**REQUIRED WORK**: Reproduce, please, only the lines from the first line below to the line containing "items-center justify-center text-[15px]", inclusive.

☆ ☆ ☆ ☆ ☆

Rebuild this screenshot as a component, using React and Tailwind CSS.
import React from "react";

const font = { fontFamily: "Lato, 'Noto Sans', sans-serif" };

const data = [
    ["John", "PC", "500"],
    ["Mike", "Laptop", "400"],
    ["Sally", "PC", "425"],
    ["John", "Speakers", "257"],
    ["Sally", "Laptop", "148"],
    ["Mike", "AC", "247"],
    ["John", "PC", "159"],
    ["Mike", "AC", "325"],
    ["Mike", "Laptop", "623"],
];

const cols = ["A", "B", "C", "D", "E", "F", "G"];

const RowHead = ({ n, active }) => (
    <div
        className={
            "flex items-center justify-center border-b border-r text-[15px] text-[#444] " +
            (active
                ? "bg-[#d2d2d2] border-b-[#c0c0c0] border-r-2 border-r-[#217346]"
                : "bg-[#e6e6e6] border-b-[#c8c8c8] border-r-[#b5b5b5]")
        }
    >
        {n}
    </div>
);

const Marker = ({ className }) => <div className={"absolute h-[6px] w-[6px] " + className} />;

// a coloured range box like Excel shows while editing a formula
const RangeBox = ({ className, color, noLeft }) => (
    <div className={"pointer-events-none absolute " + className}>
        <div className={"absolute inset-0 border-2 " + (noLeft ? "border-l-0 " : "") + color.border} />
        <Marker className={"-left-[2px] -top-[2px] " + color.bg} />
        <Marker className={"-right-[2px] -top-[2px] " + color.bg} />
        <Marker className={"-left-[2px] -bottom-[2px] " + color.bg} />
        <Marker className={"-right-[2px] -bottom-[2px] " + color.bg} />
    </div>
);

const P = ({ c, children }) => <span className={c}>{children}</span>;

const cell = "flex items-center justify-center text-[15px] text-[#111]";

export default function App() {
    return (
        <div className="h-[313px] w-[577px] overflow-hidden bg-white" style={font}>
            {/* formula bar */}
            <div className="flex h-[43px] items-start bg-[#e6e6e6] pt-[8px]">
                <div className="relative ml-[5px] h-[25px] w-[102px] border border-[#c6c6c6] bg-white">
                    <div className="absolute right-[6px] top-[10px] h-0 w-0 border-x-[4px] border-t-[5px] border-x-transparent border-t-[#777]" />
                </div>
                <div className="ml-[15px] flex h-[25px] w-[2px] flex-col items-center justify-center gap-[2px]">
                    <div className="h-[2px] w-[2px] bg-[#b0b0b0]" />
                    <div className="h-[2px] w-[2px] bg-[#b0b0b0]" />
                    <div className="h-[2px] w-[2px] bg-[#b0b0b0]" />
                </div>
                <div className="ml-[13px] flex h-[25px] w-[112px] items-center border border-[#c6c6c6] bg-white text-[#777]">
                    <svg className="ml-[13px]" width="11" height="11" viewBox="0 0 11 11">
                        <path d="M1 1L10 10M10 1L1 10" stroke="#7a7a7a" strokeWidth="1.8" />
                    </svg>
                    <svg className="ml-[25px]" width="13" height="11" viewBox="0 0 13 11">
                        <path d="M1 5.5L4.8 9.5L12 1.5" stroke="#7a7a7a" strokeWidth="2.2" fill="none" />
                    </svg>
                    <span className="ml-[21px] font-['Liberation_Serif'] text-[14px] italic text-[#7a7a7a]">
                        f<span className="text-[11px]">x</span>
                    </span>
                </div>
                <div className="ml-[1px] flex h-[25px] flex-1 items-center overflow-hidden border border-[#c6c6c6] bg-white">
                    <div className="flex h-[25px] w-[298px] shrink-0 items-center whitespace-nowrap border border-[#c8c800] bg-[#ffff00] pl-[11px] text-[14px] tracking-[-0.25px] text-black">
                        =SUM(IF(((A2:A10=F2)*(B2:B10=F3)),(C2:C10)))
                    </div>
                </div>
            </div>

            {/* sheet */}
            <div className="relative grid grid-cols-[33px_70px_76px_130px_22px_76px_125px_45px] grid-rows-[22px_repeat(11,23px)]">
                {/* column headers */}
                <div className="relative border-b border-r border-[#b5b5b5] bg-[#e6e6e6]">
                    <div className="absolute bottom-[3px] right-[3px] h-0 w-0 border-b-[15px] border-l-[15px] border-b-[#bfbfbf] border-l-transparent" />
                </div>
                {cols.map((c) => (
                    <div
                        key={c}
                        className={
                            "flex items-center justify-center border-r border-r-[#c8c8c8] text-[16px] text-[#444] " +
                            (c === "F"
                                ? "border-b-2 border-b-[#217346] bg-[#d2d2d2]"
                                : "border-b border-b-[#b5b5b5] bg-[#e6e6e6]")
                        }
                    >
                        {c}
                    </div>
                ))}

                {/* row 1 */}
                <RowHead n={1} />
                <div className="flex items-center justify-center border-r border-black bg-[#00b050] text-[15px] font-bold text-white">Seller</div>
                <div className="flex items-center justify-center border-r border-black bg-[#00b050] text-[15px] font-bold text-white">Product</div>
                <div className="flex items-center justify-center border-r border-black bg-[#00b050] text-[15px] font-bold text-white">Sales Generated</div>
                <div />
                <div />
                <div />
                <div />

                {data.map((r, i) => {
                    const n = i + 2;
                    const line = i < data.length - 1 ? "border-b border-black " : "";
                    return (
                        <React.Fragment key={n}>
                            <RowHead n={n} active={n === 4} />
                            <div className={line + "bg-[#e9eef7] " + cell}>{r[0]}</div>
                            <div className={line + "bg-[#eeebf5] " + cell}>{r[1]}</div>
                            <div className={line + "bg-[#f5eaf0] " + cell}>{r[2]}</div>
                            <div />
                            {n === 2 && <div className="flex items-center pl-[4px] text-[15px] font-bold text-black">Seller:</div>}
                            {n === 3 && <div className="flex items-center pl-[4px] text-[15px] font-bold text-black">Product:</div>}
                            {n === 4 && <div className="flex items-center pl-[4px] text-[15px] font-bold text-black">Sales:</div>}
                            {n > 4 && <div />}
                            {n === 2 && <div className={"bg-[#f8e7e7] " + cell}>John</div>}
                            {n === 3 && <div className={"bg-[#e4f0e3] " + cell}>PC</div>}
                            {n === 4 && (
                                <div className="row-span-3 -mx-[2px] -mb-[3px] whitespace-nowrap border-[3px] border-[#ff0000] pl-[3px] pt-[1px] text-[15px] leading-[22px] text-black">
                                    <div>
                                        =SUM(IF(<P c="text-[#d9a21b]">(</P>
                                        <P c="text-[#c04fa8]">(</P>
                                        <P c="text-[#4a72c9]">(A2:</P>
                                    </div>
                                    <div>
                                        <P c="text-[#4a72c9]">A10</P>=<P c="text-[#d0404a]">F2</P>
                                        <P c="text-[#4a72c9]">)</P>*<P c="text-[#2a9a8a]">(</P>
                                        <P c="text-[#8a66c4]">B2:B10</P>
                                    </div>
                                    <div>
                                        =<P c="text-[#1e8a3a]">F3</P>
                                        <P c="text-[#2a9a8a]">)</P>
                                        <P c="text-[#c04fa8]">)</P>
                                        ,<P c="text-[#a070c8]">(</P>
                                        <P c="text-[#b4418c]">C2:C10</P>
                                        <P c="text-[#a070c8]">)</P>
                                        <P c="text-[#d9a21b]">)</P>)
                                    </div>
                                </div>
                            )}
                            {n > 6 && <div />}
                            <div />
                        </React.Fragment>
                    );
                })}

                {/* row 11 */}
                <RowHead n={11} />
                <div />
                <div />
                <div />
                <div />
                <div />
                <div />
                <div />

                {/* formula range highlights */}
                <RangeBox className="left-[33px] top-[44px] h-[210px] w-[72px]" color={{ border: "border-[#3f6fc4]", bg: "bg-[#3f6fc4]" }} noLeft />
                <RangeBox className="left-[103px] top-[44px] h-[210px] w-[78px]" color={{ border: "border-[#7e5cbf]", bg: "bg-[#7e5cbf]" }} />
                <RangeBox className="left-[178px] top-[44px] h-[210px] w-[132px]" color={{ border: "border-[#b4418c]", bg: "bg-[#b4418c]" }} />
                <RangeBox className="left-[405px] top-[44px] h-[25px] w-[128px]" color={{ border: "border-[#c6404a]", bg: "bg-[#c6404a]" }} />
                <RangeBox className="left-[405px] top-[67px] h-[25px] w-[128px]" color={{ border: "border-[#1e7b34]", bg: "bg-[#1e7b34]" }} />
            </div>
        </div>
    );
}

☆ ☆ ☆ ☆ ☆

**ANSWER TO THE PROBLEM**:
Rebuild this screenshot as a component, using React and Tailwind CSS.
import React from "react";

const font = { fontFamily: "Lato, 'Noto Sans', sans-serif" };

const data = [
    ["John", "PC", "500"],
    ["Mike", "Laptop", "400"],
    ["Sally", "PC", "425"],
    ["John", "Speakers", "257"],
    ["Sally", "Laptop", "148"],
    ["Mike", "AC", "247"],
    ["John", "PC", "159"],
    ["Mike", "AC", "325"],
    ["Mike", "Laptop", "623"],
];

const cols = ["A", "B", "C", "D", "E", "F", "G"];

const RowHead = ({ n, active }) => (
    <div
        className={
            "flex items-center justify-center border-b border-r text-[15px] text-[#444] " +
            (active
                ? "bg-[#d2d2d2] border-b-[#c0c0c0] border-r-2 border-r-[#217346]"
                : "bg-[#e6e6e6] border-b-[#c8c8c8] border-r-[#b5b5b5]")
        }
    >
        {n}
    </div>
);

const Marker = ({ className }) => <div className={"absolute h-[6px] w-[6px] " + className} />;

// a coloured range box like Excel shows while editing a formula
const RangeBox = ({ className, color, noLeft }) => (
    <div className={"pointer-events-none absolute " + className}>
        <div className={"absolute inset-0 border-2 " + (noLeft ? "border-l-0 " : "") + color.border} />
        <Marker className={"-left-[2px] -top-[2px] " + color.bg} />
        <Marker className={"-right-[2px] -top-[2px] " + color.bg} />
        <Marker className={"-left-[2px] -bottom-[2px] " + color.bg} />
        <Marker className={"-right-[2px] -bottom-[2px] " + color.bg} />
    </div>
);

const P = ({ c, children }) => <span className={c}>{children}</span>;

const cell = "flex items-center justify-center text-[15px] text-[#111]";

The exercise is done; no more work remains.